China’s economy expanded by 5.2% in the second quarter of 2025, surpassing expectations but slowing from the 5.4% recorded in the first quarter, as the country grapples with persistent deflationary pressures, a prolonged housing slump, and renewed trade friction with the United States.
The latest gross domestic product (GDP) figure, released Monday by the National Bureau of Statistics, slightly beat the 5.1% growth expected.
While the result offered some reassurance that Beijing’s recent stimulus measures are helping to stabilise growth, it also underscored the growing headwinds weighing on the world’s second-largest economy.
Industrial production remained a bright spot, rising 6.8% year-on-year in June and exceeding expectations of 5.6%. However, the overall picture was more mixed.
Retail sales, a key measure of consumer demand, rose 4.8% in June, slowing down from 6.4% in May and falling short of expectations for a 5.6% gain.
Meanwhile, fixed asset investment for the first half of the year rose just 2.8%, below the 3.6% anticipated. The urban unemployment rate held steady at 5% in June, down from a two-year high of 5.4% in February.
The quarterly data follows months of economic strain fuelled by rising tariffs from the United States. In April, U.S. President Donald Trump raised levies on Chinese imports to a punitive 145%, a move that sparked a raft of policy responses from Beijing, including subsidies for exporters and firms hiring new graduates, as well as broader consumption-support measures.
Though tensions have since eased, with both sides reaching a temporary truce in May and outlining a framework for resolution in June, the damage has already filtered through to China’s economic fundamentals.
Under the June framework, agreed in London, Beijing committed to accelerating approvals for rare-earth exports, while Washington agreed to ease restrictions on Chinese access to advanced technologies and loosen visa restrictions for Chinese students.
A permanent trade agreement must still be finalised before a 12 August deadline.

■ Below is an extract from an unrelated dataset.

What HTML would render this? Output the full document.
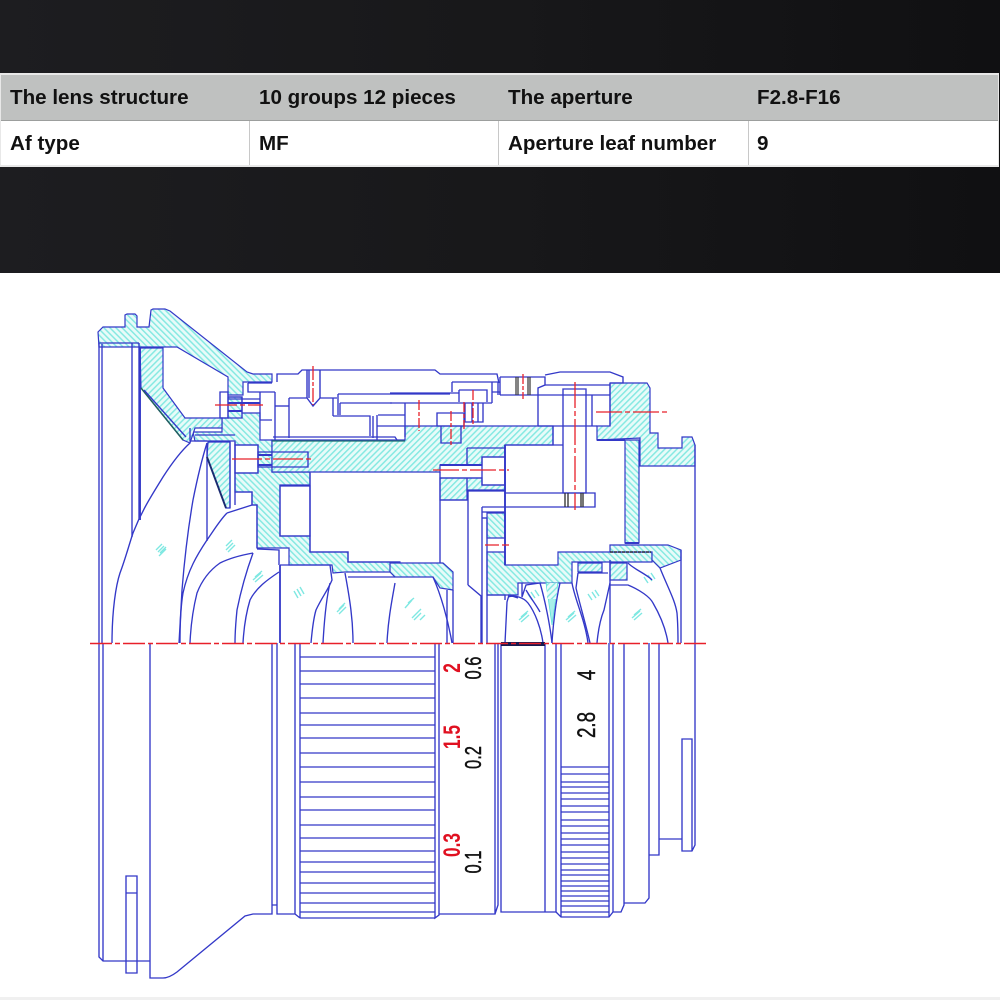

Beijing has already rolled out a number of supportive policies, including interest rate cuts and liquidity injections via the People’s Bank of China. These moves have helped stabilise parts of the economy.
Official and private manufacturing surveys suggest activity has begun to recover, and exporters have shown signs of resilience by pivoting to alternative markets.
Exports to the United States fell 10.9% in the first half of the year, customs data showed Monday. In contrast, shipments to Southeast Asia and the European Union - now China’s two largest trading partners - rose 13% and 6.6%, respectively.
As a result, the U.S. share of China’s total exports dropped to 11.9% in the first half of 2025, from 14.1% a year earlier.
Despite these positives, economists remain cautious. Many are warning that the current stimulus may be insufficient to sustain momentum in the second half of the year.
PBOC advisor Huang Yiping and two other economists recently published a report calling for an additional CN¥1.5 trillion (A$319.7 billion) in fiscal stimulus to offset the continued drag from tariffs and weak domestic consumption.